Mirá, no hay nada que te duela más en la vida que la pobreza. Yo tengo un refugio en la esquina, y otro a una cuadra. La tristeza que ves en la gente mayor que está viviendo en la calle me duele de una manera que no te puedo explicar. Entonces, si voy al súper compro algo, se los llevo y les digo: compartan esto, muchachos. No dudo. Con otra señora hago lo mismo. Yo no sé si el día de mañana no voy a estar en el lugar de ella. O vas al Hospital de Clínicas y ves un montón de gente con la misma pobreza, esperando horas para que la atiendan. Considero que he tenido la gran suerte de haber estado rodeado toda la vida de gente muy humilde, porque me permitió aprender a valorar lo poco o mucho que tenía. También aprendí a relacionarme de la misma forma con personas que no tienen problemas económicos.

La pandemia me enseñó mucho, entré en una filosofía de minimalismo que me ayudó a pasar mejor todo ese tiempo: viví con lo justo y necesario. En 1989, cuando fui por primera vez a Estados Unidos, como buen gurí me dije: “Con lo que gane me voy a comprar cuatro camperas, un par de pantalones Levi’s y no sé cuántas cosas más”. Un amigo que estaba allá me dijo: “¿Para qué querés tanta cosa?”. Y cuando empezó la pandemia me acordé de eso. Yo siempre fui muy fanático de los relojes, y ahora regalé la mayoría de los que tenía.

Yo llegaba especialmente a mi casa para ver Decalegrón. ¿Cómo recordás a aquel elenco?
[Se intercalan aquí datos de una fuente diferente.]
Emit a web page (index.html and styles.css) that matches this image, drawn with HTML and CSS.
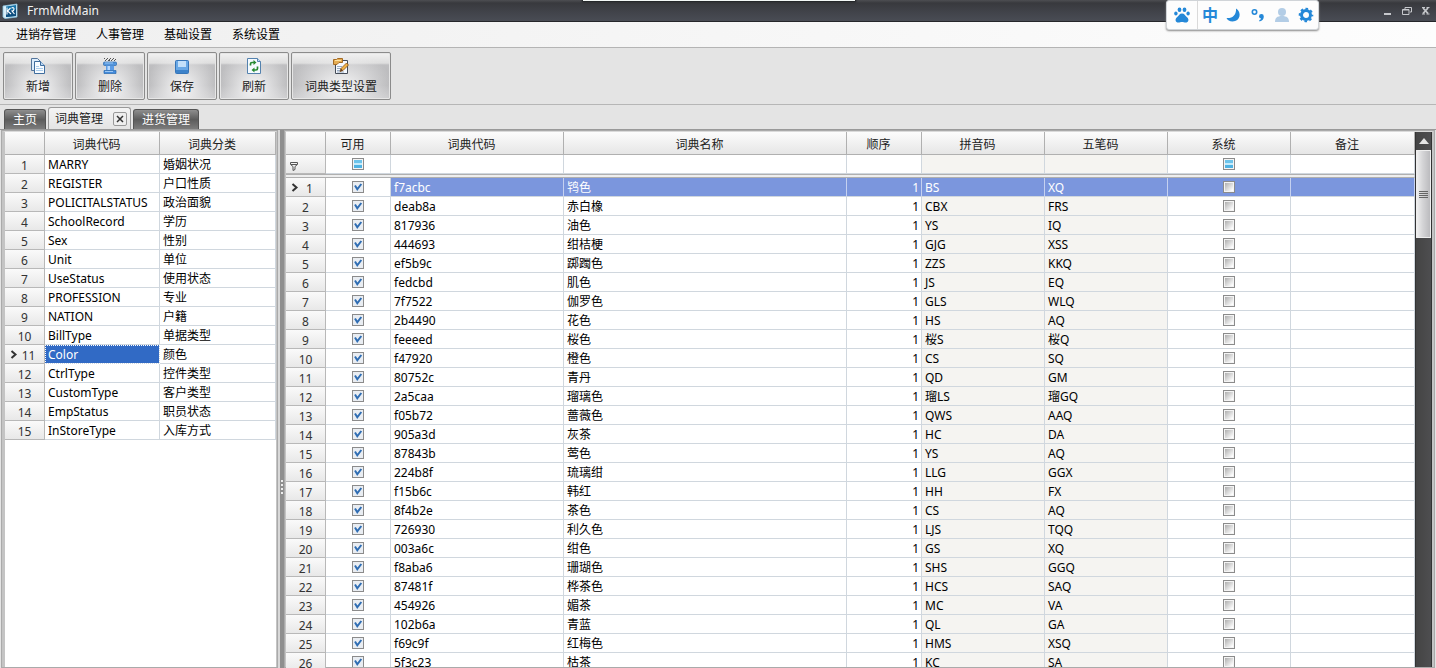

Hace un par de años se habló bastante sobre el carácter de algunos integrantes del elenco. En lo personal te digo que para mí era una fiesta. Yo estuve seis meses en la calle Corrientes con la Fausta y me tomaba el ferry bien temprano para no faltar nunca a una grabación del programa. [Ricardo] Espalter era un tipo extraordinario. Yo lo jodía mucho, le hacía bromas. Y Eduardo D’Angelo era el más compinche de todos.

¿Quién era el que ponía orden?

Julio Frade. Espalter en algunas cosas le hacía caso y en otras se iba al carajo. D’Angelo me decía por lo bajo: “Dale, meté tal cosa”. Y yo probaba y esas cosas terminaban funcionando. Graciela Rodríguez estaba divertidísima. Pelusa [Vera], otra genia. Después fueron partiendo todos: Ximena, Mecha Bustos. Los años pasan y me doy cuenta de que al artista la vida se le va rápido.